298. RESERVE GROWTH
There was a bit of confusion regarding the previous post (#297), so let me shed some light with a simple calculation.
Turning again to the BP Statistical Review, we obtain the following figures:
World oil reserves in 1980: 667Gb
World oil reserves in 2004: 1189Gb
Word oil production 1980-2004: 609Gb
Now, I have also previously transcribed Colin Campbell's "Growing Gap" graph of discovery (Feb. 2006 version):
From this graph, we can derive total world discovery for the period 1980-2004:
World oil discovery 1980-2004: 339Gb
So let's do the calculation. We start in 1980 with 667Gb of reserves in the world. Over the course of 24 years (1980-2004), we pump out 609Gb of that, leaving us with 58Gb. To that we add the amount discovered in the period 1980-2004 (i.e. 339Gb), giving us a total of 397Gb in 2004.

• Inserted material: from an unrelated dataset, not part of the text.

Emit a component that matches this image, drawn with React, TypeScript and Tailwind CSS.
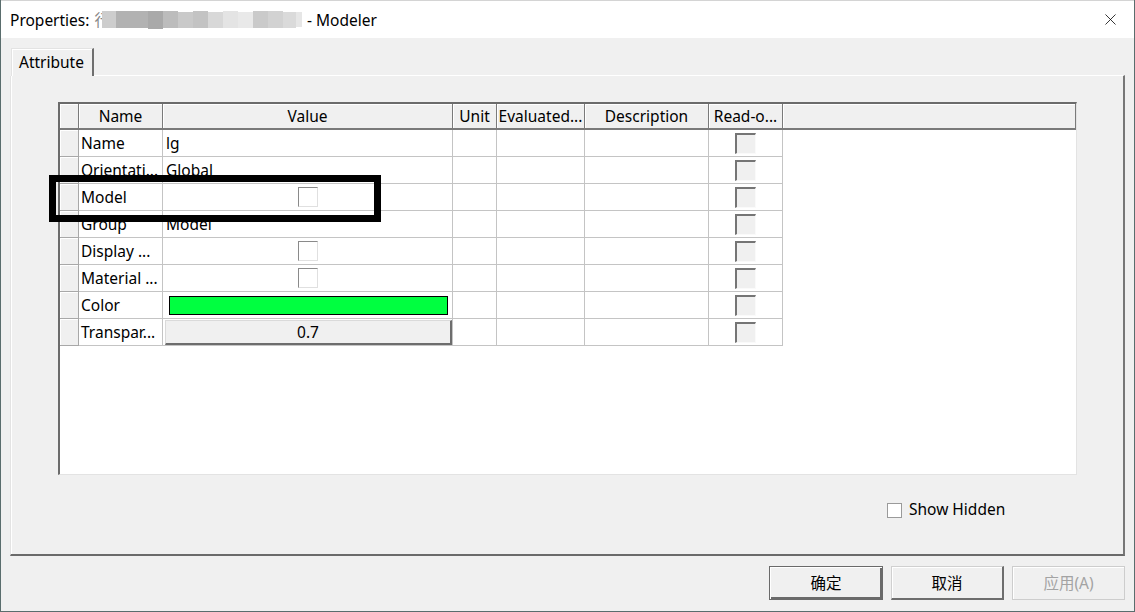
import { X } from "lucide-react";

const font = "font-['Noto_Sans','Noto_Sans_CJK_SC',sans-serif]";

type Row = {
  label: string;
  kind: "text" | "check" | "color" | "button";
  value?: string;
};

const rows: Row[] = [
  { label: "Name", kind: "text", value: "lg" },
  { label: "Orientati...", kind: "text", value: "Global" },
  { label: "Model", kind: "check" },
  { label: "Group", kind: "text", value: "Model" },
  { label: "Display ...", kind: "check" },
  { label: "Material ...", kind: "check" },
  { label: "Color", kind: "color" },
  { label: "Transpar...", kind: "button", value: "0.7" },
];

const headers = ["", "Name", "Value", "Unit", "Evaluated...", "Description", "Read-o...", ""];

// blurred part of the title
const blur = [
  { w: 14, c: "bg-[#cdcdcd]", h: "h-[17px]" },
  { w: 32, c: "bg-[#b2b2b2]", h: "h-[17px]" },
  { w: 15, c: "bg-[#a9a9a9]", h: "h-[18px]" },
  { w: 15, c: "bg-[#bcbcbc]", h: "h-[17px]" },
  { w: 15, c: "bg-[#c9c9c9]", h: "h-[16px]" },
  { w: 15, c: "bg-[#c3c3c3]", h: "h-[17px]" },
  { w: 15, c: "bg-[#d8d8d8]", h: "h-[16px]" },
  { w: 15, c: "bg-[#e4e4e4]", h: "h-[17px]" },
  { w: 15, c: "bg-[#e9e9e9]", h: "h-[16px]" },
  { w: 15, c: "bg-[#cacaca]", h: "h-[17px]" },
  { w: 15, c: "bg-[#d2d2d2]", h: "h-[17px]" },
  { w: 13, c: "bg-[#dadada]", h: "h-[16px]" },
  { w: 6, c: "bg-[#e6e6e6]", h: "h-[15px]" },
];

const cols = "grid grid-cols-[19px_84px_290px_44px_88px_124px_74px_1fr]";

export default function App() {
  return (
    <div className={`${font} relative flex h-[612px] w-[1135px] flex-col border-x border-b border-[#5a6d6d] bg-[#f0f0f0] text-[15.5px] leading-[20px] text-black`}>
      <div className="flex h-[38px] items-center justify-between border-t border-[#d4d4d4] bg-white pl-[9px] pr-[14px]">
        <div className="flex items-center">
          <span>Properties:</span>
          <span className="ml-[5px] text-[#888]">行</span>
          <div className="-ml-[8px] flex items-center blur-[0.6px]">
            {blur.map((b, i) => (
              <div key={i} className={`${b.c} ${b.h}`} style={{ width: b.w }} />
            ))}
          </div>
          <span className="ml-[5px]">- Modeler</span>
        </div>
        <X size={19} strokeWidth={1} />
      </div>

      <div className="flex flex-col pl-[10px] pr-[9px]">
        <div className="mt-[10px] flex h-[27px]">
          <div className="relative z-10 -mb-px flex h-[28px] w-[83px] items-center border-l border-t border-r-2 border-l-[#e3e3e3] border-t-[#e3e3e3] border-r-[#6f6f6f] bg-[#f0f0f0] pb-[2px] pl-[7px] shadow-[inset_1px_1px_0_#fff]">
            Attribute
          </div>
        </div>

        <div className="-ml-px flex h-[481px] flex-col border-l border-t border-r-2 border-b-2 border-l-[#e3e3e3] border-t-white border-r-[#777] border-b-[#6a6a6a] shadow-[inset_1px_0_0_#fff]">
          <div className="ml-[47px] mt-[26px] h-[373px] w-[1019px] border-l-2 border-t-2 border-r border-b border-l-[#6b6b6b] border-t-[#6b6b6b] border-r-[#e3e3e3] border-b-[#e3e3e3] bg-white">
            <div className={`${cols} h-[26px]`}>
              {headers.map((h, i) => (
                <div
                  key={i}
                  className="flex items-center justify-center overflow-hidden whitespace-nowrap border-r border-b-2 border-r-[#7a7a7a] border-b-[#7a7a7a] bg-[#f0f0f0] shadow-[inset_1px_1px_0_#fff]"
                >
                  {h}
                </div>
              ))}
            </div>
            {rows.map((r) => (
              <div key={r.label} className={`${cols} h-[27px]`}>
                <div className="border-r border-b border-[#a8a8a8] bg-[#f0f0f0] shadow-[inset_1px_1px_0_#fff]" />
                <div className="flex items-center whitespace-nowrap border-r border-b border-[#c4c4c4] pl-[2px]">
                  {r.label}
                </div>
                <div className="flex items-center border-r border-b border-[#c4c4c4]">
                  {r.kind === "text" && <span className="pl-[3px]">{r.value}</span>}
                  {r.kind === "check" && (
                    <div className="mx-auto h-[20px] w-[20px] border-l border-t border-r border-b border-l-[#8a8a8a] border-t-[#8a8a8a] border-r-[#e0e0e0] border-b-[#e0e0e0] bg-white" />
                  )}
                  {r.kind === "color" && (
                    <div className="ml-[6px] mr-[4px] h-[19px] flex-1 border border-black bg-[#00ff40]" />
                  )}
                  {r.kind === "button" && (
                    <div className="ml-[2px] mt-px flex h-[25px] flex-1 items-center justify-center self-start border-l border-t border-r-2 border-b-2 border-l-[#dadada] border-t-[#dadada] border-r-[#6d6d6d] border-b-[#6d6d6d] bg-[#f0f0f0] pb-[1px]">
                      {r.value}
                    </div>
                  )}
                </div>
                <div className="border-r border-b border-[#c4c4c4]" />
                <div className="border-r border-b border-[#c4c4c4]" />
                <div className="border-r border-b border-[#c4c4c4]" />
                <div className="flex items-center justify-center border-r border-b border-[#c4c4c4]">
                  <div className="h-[21px] w-[21px] border-l-2 border-t-2 border-r border-b border-l-[#757575] border-t-[#757575] border-r-[#fafafa] border-b-[#fafafa] bg-[#f0f0f0]" />
                </div>
                <div />
              </div>
            ))}
          </div>

          <div className="ml-[876px] mt-[24px] flex items-center">
            <div className="h-[15px] w-[15px] border border-[#9a9a9a] bg-white" />
            <span className="ml-[7px] pb-[2px]">Show Hidden</span>
          </div>
        </div>

        <div className="mt-[10px] flex justify-end gap-[8px]">
          <button className="flex h-[34px] w-[114px] items-center justify-center border border-[#6a6a6a] bg-[#f0f0f0] shadow-[inset_1px_1px_0_#fff,inset_-2px_-2px_0_#6a6a6a]">
            确定
          </button>
          <button className="flex h-[34px] w-[113px] items-center justify-center border-l border-t border-r-2 border-b-2 border-l-[#d0d0d0] border-t-[#d0d0d0] border-r-[#6d6d6d] border-b-[#6d6d6d] bg-[#f0f0f0] shadow-[inset_1px_1px_0_#fff]">
            取消
          </button>
          <button className="flex h-[34px] w-[113px] items-center justify-center border border-[#cdcdcd] bg-[#f0f0f0] text-[#a3a3a3] shadow-[inset_1px_1px_0_#fff]">
            应用(A)
          </button>
        </div>
      </div>

      <div className="pointer-events-none absolute left-[48px] top-[175px] h-[47px] w-[332px] border-[7px] border-black" />
    </div>
  );
}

Clearly, something has gone seriously haywire because the actual reserves in 2004 are 1189Gb, i.e. 792Gb more than we should have if discovery is the only way to increase reserves. That's a massive discrepancy roughly equal to 4 Saudi Arabias, or 66 Prudhoe Bays. So, all you peak oil geniuses out there, where did it come from? It could not have come from discovery.
Spurious additions to OPEC reserves won't explain it. OPEC reserves only increased by 456Gb from 1980 to 2004, so that still leaves us with 336Gb unaccounted for. That's 28 Prudhoe Bays which somehow got added to world reserves between 1980-2004, without being discovered. Where did that 336Gb come from?
We saw this same phenomenon at work in 239. GHAWAR NOW EMPTY. We have already pumped more oil out of Ghawar than the 1975 estimate of Ghawar's ultimately recoverable reserves (URR), according to data from Matt Simmons himself. So how do you explain that? Did the reserves in Ghawar somehow grow without any new discovery taking place? It definitely seems that they did. But if the reserves of Ghawar can grow without new discovery, why can't other OPEC oil fields grow in the same way? Why is it so outrageous to think that OPEC reserves can grow given that we are forced by the facts (as given by Matt Simmons) to admit that the reserves in Ghawar have grown?
Now, it's true that OPEC updates its reserves figures in an unorthodox way, and the additions seem fishy on the face of it. Nevertheless, it is silly to think that OPEC reserves do not grow, even though non-OPEC reserves world-wide do so. If OPEC reserves do not grow, then the reserves of Ghawar have not grown since 1975. Ghawar is now completely pumped out, as I have previously shown, and we are all already dead from the cataclysmic repercussions of that event.